Bis letztes Jahr verzeichnete sie einen beispiellosen Boom – jetzt konsolidiert sich die weltweite Telekom-Branche in mindestens ebenso hohem Tempo. Das ist auch in der Schweiz spürbar: Mehrere Anbieter drohen übernommen zu werden oder zu verschwinden. Viatel, in der Schweiz als Econophone aktiv, hat sich in New York unter Gläubigerschutz (Chapter 11) gestellt. Ihre Niederlassungen in sechs europäischen Ländern hat Viatel bereits dichtgemacht.
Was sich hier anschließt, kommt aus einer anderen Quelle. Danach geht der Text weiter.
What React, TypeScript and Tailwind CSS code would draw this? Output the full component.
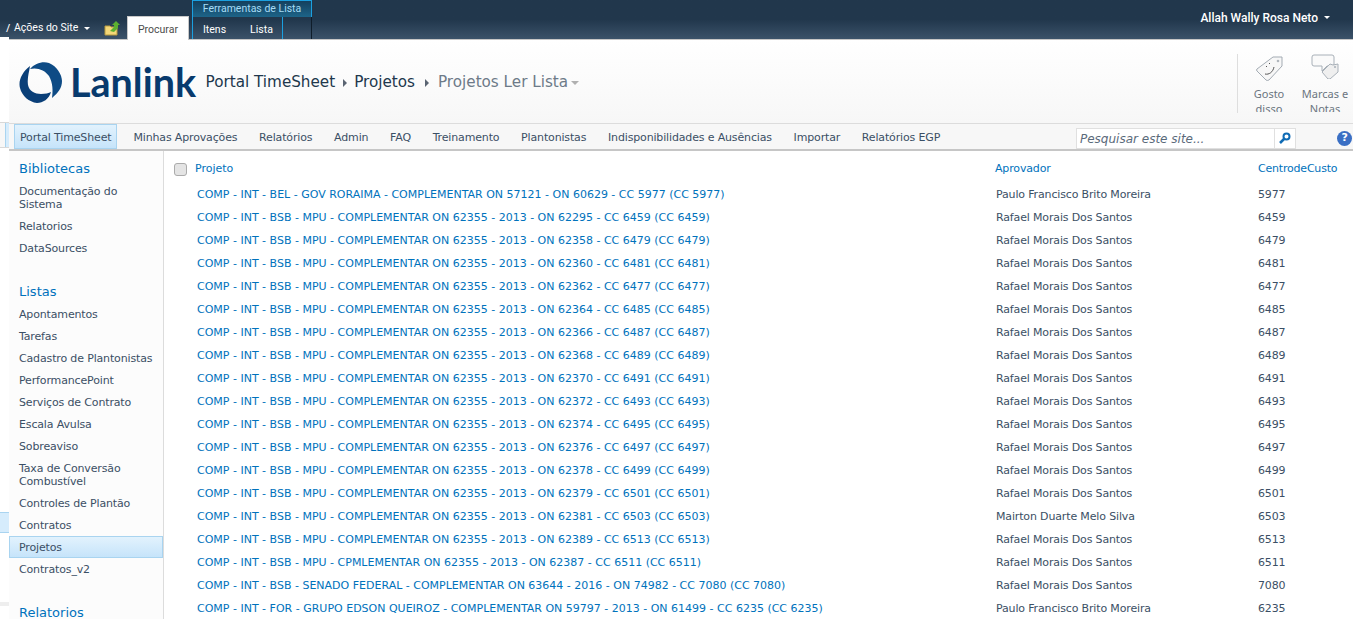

Auch die Schweizer Econophone wird nicht mehr lange unter dem Viatel-Dach bleiben: «Die Trennung von der Mutter ist im Gange», sagt Econophone-Chef Samuel Gross. Ein Management-Buy-out oder ein Verkauf ist eine Frage der Zeit. Denn Econophone ist im Gegensatz zum Mutterhaus profitabel und als Nummer vier auf dem Schweizer Markt mit geschätzten 200 000 Kunden eine attraktive Beute. Beispielsweise für Telefónica: Dann hätten die Spanier, die eine Schweizer UMTS-Lizenz gewonnen haben, eine Kundenbasis für ihre geplanten Mobilfunkdienstleistungen.

Bereits verkauft wurde die Kundenbasis der Schweizer RSL Com: Die 20 000 Kunden der Firma gingen an den wenig bekannten Anbieter Abalon in Cham. Für das verbleibende Whole-Sale-Geschäft wird noch ein Käufer gesucht – denn die Mutter RSL Communications, im Besitz von Estée-Lauder-Erbe Ronald Lauder, hat ebenfalls Insolvenz beantragt. Und die Schweizer Tochter, obwohl nach eigenen Angaben profitabel, ist mit ihren Interkonnektionszahlungen an die Swisscom im Verzug.

Genauso ernst ist die Lage bei World Access, seit Anfang Mai unter Chapter 11: Ihrer Schweizer Tochter Netnet, zu der die früher selbstständigen Anbieter GTE und Facilicom gehören, droht die Liquidation. Im April konnte das Lausanner Unternehmen (9500 Kunden, 18 Millionen Franken Umsatz) seine Ausstände bei der Swisscom nicht begleichen; die Swisscom drohte, die Leitungen zu kappen. Inzwischen sind die Schulden bezahlt, doch die Zukunft der Netnet ist ungewiss. Länderchef Michael Kartner sieht finanziellen Spielraum für ein halbes Jahr. Für Verkaufsdirektor Gilles Vaziri ist die Lage dramatischer: «Wenn sich bis Ende Juni kein Käufer für Netnet findet, werden wir wohl die Bilanz deponieren müssen.» Und die Kunden sich einen neuen Carrier suchen.

Dann wird sich auch die Swisscom ihre Forderungen aus Interkonnektionsleistungen ans Bein streichen müssen. Nicht das erste Mal: Bereits beim liquidierten WLL-Anbieter Callino musste der Exmonopolist einen sechsstelligen Betrag abschreiben. Obwohl er seine Forderungen konsequent eintreibt: Als Starfon, die Tochter des Warenhauskonzerns Manor, mit ihren Zahlungen nicht mehr nachkam, kappte ihr die Swisscom nach zweimaligem Mahnen die Leitungen und focht diesen Entscheid bis zum Bundesgericht durch.